■ GIVEN INSTRUCTION ■
Pictures aside, quote the whole listing exactly.

┄┄┄┄┄┄

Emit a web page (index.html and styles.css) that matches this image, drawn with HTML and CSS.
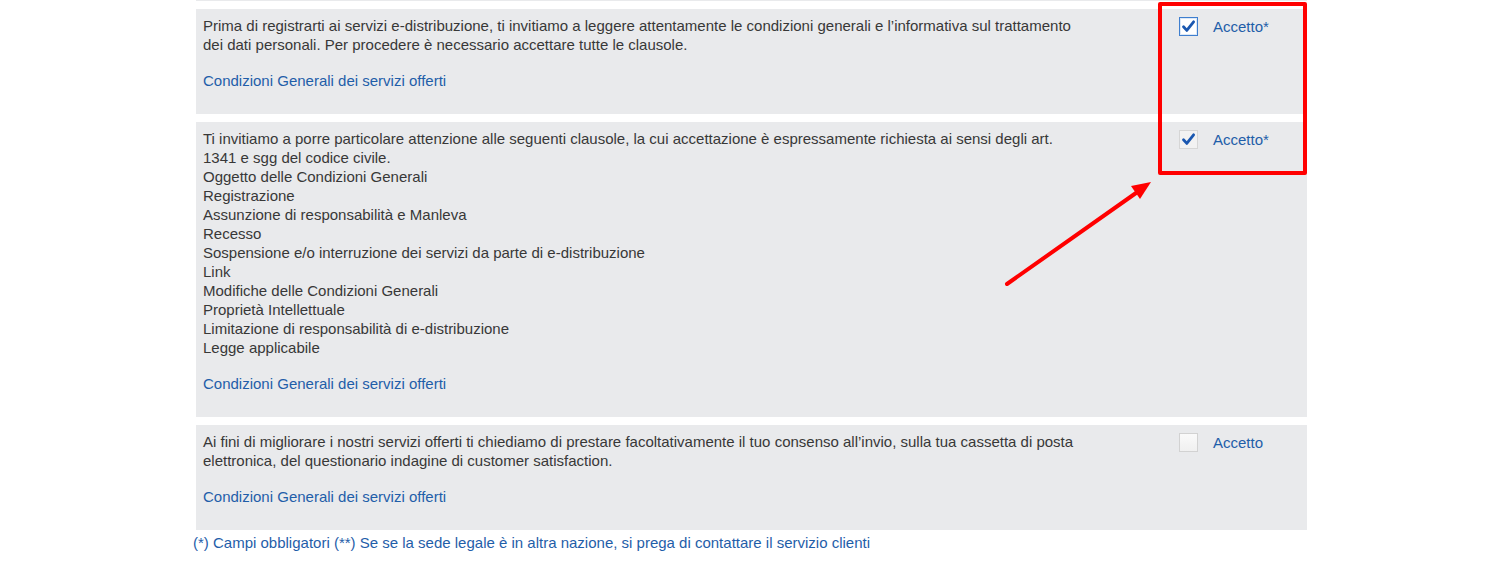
FILE: index.html
```html
<!DOCTYPE html>
<html lang="it">
<head>
  <meta charset="UTF-8">
  <meta name="viewport" content="width=device-width, initial-scale=1.0">
  <title>Registrazione - Condizioni</title>
  <link rel="stylesheet" href="styles.css">
</head>
<body>
  <div class="terms">
    <div class="panel panel-prev"></div>

    <div class="panel">
      <div class="terms-text">
        <p>Prima di registrarti ai servizi e-distribuzione, ti invitiamo a leggere attentamente le condizioni generali e l’informativa sul trattamento dei dati personali. Per procedere è necessario accettare tutte le clausole.</p>
        <p><a href="#">Condizioni Generali dei servizi offerti</a></p>
      </div>
      <label class="terms-check">
        <span class="box box-checked">
          <svg viewBox="0 0 19 19" width="19" height="19"><path d="M4.5 9.8 L7.8 13.4 L14.6 4.8" fill="none" stroke="#1a57b0" stroke-width="2.8" stroke-linecap="round" stroke-linejoin="round"/></svg>
        </span>
        <span class="check-label">Accetto*</span>
      </label>
    </div>

    <div class="panel">
      <div class="terms-text">
        <p>Ti invitiamo a porre particolare attenzione alle seguenti clausole, la cui accettazione è espressamente richiesta ai sensi degli art.<br>
        1341 e sgg del codice civile.<br>
        Oggetto delle Condizioni Generali<br>
        Registrazione<br>
        Assunzione di responsabilità e Manleva<br>
        Recesso<br>
        Sospensione e/o interruzione dei servizi da parte di e-distribuzione<br>
        Link<br>
        Modifiche delle Condizioni Generali<br>
        Proprietà Intellettuale<br>
        Limitazione di responsabilità di e-distribuzione<br>
        Legge applicabile</p>
        <p><a href="#">Condizioni Generali dei servizi offerti</a></p>
      </div>
      <label class="terms-check">
        <span class="box box-locked">
          <svg viewBox="0 0 19 19" width="19" height="19"><path d="M4.5 9.8 L7.8 13.4 L14.6 4.8" fill="none" stroke="#1a57b0" stroke-width="2.8" stroke-linecap="round" stroke-linejoin="round"/></svg>
        </span>
        <span class="check-label">Accetto*</span>
      </label>
    </div>

    <div class="panel">
      <div class="terms-text">
        <p>Ai fini di migliorare i nostri servizi offerti ti chiediamo di prestare facoltativamente il tuo consenso all’invio, sulla tua cassetta di posta elettronica, del questionario indagine di customer satisfaction.</p>
        <p><a href="#">Condizioni Generali dei servizi offerti</a></p>
      </div>
      <label class="terms-check">
        <span class="box"></span>
        <span class="check-label">Accetto</span>
      </label>
    </div>

    <p class="terms-note">(*) Campi obbligatori (**) Se se la sede legale è in altra nazione, si prega di contattare il servizio clienti</p>
  </div>

  <!-- annotation drawn over the screenshot -->
  <div class="highlight-box"></div>
  <svg class="highlight-arrow" width="1500" height="570" viewBox="0 0 1500 570">
    <line x1="1007" y1="284" x2="1136" y2="193" stroke="#ff0000" stroke-width="4" stroke-linecap="round"/>
    <polygon points="1151,182 1131,186 1140,199" fill="#ff0000"/>
  </svg>
</body>
</html>
```

FILE: styles.css
```css
body {
  margin: 0;
  font-family: "Liberation Sans", Arial, sans-serif;
  font-size: 15px;
  line-height: 19px;
  color: #383838;
  background: #fff;
}
a {
  color: #1f5ea9;
  text-decoration: none;
}
p {
  margin: 0;
}
.terms {
  width: 1111px;
  margin-left: 196px;
  display: flex;
  flex-direction: column;
  gap: 8px;
}
.panel {
  display: flex;
  align-items: flex-start;
  background: #e9eaec;
  padding: 7px 0 24px 7px;
}
.panel-prev {
  height: 2px;
  padding: 0;
  margin-top: -1px;
}
.terms-text {
  flex: 0 0 880px;
  display: flex;
  flex-direction: column;
  gap: 17px;
}
.terms-check {
  margin-left: 96px;
  margin-top: 1px;
  display: flex;
  align-items: center;
  gap: 15px;
  cursor: pointer;
}
.box {
  width: 19px;
  height: 19px;
  box-sizing: border-box;
  border: 1px solid #d2d2d2;
  background: linear-gradient(#fafafa, #f0f0f0);
  display: flex;
  align-items: center;
  justify-content: center;
}
.box svg {
  display: block;
  flex: none;
}
.box-checked {
  border: 1px solid #3f7fcf;
  background: #fff;
  box-shadow: inset 0 0 0 1px #dce8f7;
}
.box-locked {
  border: 1px solid #d6d6d6;
  background: #f2f2f2;
}
.check-label {
  color: #1f5ea9;
  line-height: 19px;
}
.terms-note {
  margin: -5px 0 0 -3px;
  color: #1f5ea9;
}
.highlight-box {
  position: absolute;
  left: 1158px;
  top: 2px;
  width: 149px;
  height: 173px;
  box-sizing: border-box;
  border: 4px solid #ff0000;
  border-radius: 2px;
}
.highlight-arrow {
  position: absolute;
  left: 0;
  top: 0;
  pointer-events: none;
}
```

┄┄┄┄┄┄

■ WRITTEN REPLY ■
Emit a web page (index.html and styles.css) that matches this image, drawn with HTML and CSS.
FILE: index.html
```html
<!DOCTYPE html>
<html lang="it">
<head>
  <meta charset="UTF-8">
  <meta name="viewport" content="width=device-width, initial-scale=1.0">
  <title>Registrazione - Condizioni</title>
  <link rel="stylesheet" href="styles.css">
</head>
<body>
  <div class="terms">
    <div class="panel panel-prev"></div>

    <div class="panel">
      <div class="terms-text">
        <p>Prima di registrarti ai servizi e-distribuzione, ti invitiamo a leggere attentamente le condizioni generali e l’informativa sul trattamento dei dati personali. Per procedere è necessario accettare tutte le clausole.</p>
        <p><a href="#">Condizioni Generali dei servizi offerti</a></p>
      </div>
      <label class="terms-check">
        <span class="box box-checked">
          <svg viewBox="0 0 19 19" width="19" height="19"><path d="M4.5 9.8 L7.8 13.4 L14.6 4.8" fill="none" stroke="#1a57b0" stroke-width="2.8" stroke-linecap="round" stroke-linejoin="round"/></svg>
        </span>
        <span class="check-label">Accetto*</span>
      </label>
    </div>

    <div class="panel">
      <div class="terms-text">
        <p>Ti invitiamo a porre particolare attenzione alle seguenti clausole, la cui accettazione è espressamente richiesta ai sensi degli art.<br>
        1341 e sgg del codice civile.<br>
        Oggetto delle Condizioni Generali<br>
        Registrazione<br>
        Assunzione di responsabilità e Manleva<br>
        Recesso<br>
        Sospensione e/o interruzione dei servizi da parte di e-distribuzione<br>
        Link<br>
        Modifiche delle Condizioni Generali<br>
        Proprietà Intellettuale<br>
        Limitazione di responsabilità di e-distribuzione<br>
        Legge applicabile</p>
        <p><a href="#">Condizioni Generali dei servizi offerti</a></p>
      </div>
      <label class="terms-check">
        <span class="box box-locked">
          <svg viewBox="0 0 19 19" width="19" height="19"><path d="M4.5 9.8 L7.8 13.4 L14.6 4.8" fill="none" stroke="#1a57b0" stroke-width="2.8" stroke-linecap="round" stroke-linejoin="round"/></svg>
        </span>
        <span class="check-label">Accetto*</span>
      </label>
    </div>

    <div class="panel">
      <div class="terms-text">
        <p>Ai fini di migliorare i nostri servizi offerti ti chiediamo di prestare facoltativamente il tuo consenso all’invio, sulla tua cassetta di posta elettronica, del questionario indagine di customer satisfaction.</p>
        <p><a href="#">Condizioni Generali dei servizi offerti</a></p>
      </div>
      <label class="terms-check">
        <span class="box"></span>
        <span class="check-label">Accetto</span>
      </label>
    </div>

    <p class="terms-note">(*) Campi obbligatori (**) Se se la sede legale è in altra nazione, si prega di contattare il servizio clienti</p>
  </div>

  <!-- annotation drawn over the screenshot -->
  <div class="highlight-box"></div>
  <svg class="highlight-arrow" width="1500" height="570" viewBox="0 0 1500 570">
    <line x1="1007" y1="284" x2="1136" y2="193" stroke="#ff0000" stroke-width="4" stroke-linecap="round"/>
    <polygon points="1151,182 1131,186 1140,199" fill="#ff0000"/>
  </svg>
</body>
</html>
```

FILE: styles.css
```css
body {
  margin: 0;
  font-family: "Liberation Sans", Arial, sans-serif;
  font-size: 15px;
  line-height: 19px;
  color: #383838;
  background: #fff;
}
a {
  color: #1f5ea9;
  text-decoration: none;
}
p {
  margin: 0;
}
.terms {
  width: 1111px;
  margin-left: 196px;
  display: flex;
  flex-direction: column;
  gap: 8px;
}
.panel {
  display: flex;
  align-items: flex-start;
  background: #e9eaec;
  padding: 7px 0 24px 7px;
}
.panel-prev {
  height: 2px;
  padding: 0;
  margin-top: -1px;
}
.terms-text {
  flex: 0 0 880px;
  display: flex;
  flex-direction: column;
  gap: 17px;
}
.terms-check {
  margin-left: 96px;
  margin-top: 1px;
  display: flex;
  align-items: center;
  gap: 15px;
  cursor: pointer;
}
.box {
  width: 19px;
  height: 19px;
  box-sizing: border-box;
  border: 1px solid #d2d2d2;
  background: linear-gradient(#fafafa, #f0f0f0);
  display: flex;
  align-items: center;
  justify-content: center;
}
.box svg {
  display: block;
  flex: none;
}
.box-checked {
  border: 1px solid #3f7fcf;
  background: #fff;
  box-shadow: inset 0 0 0 1px #dce8f7;
}
.box-locked {
  border: 1px solid #d6d6d6;
  background: #f2f2f2;
}
.check-label {
  color: #1f5ea9;
  line-height: 19px;
}
.terms-note {
  margin: -5px 0 0 -3px;
  color: #1f5ea9;
}
.highlight-box {
  position: absolute;
  left: 1158px;
  top: 2px;
  width: 149px;
  height: 173px;
  box-sizing: border-box;
  border: 4px solid #ff0000;
  border-radius: 2px;
}
.highlight-arrow {
  position: absolute;
  left: 0;
  top: 0;
  pointer-events: none;
}
```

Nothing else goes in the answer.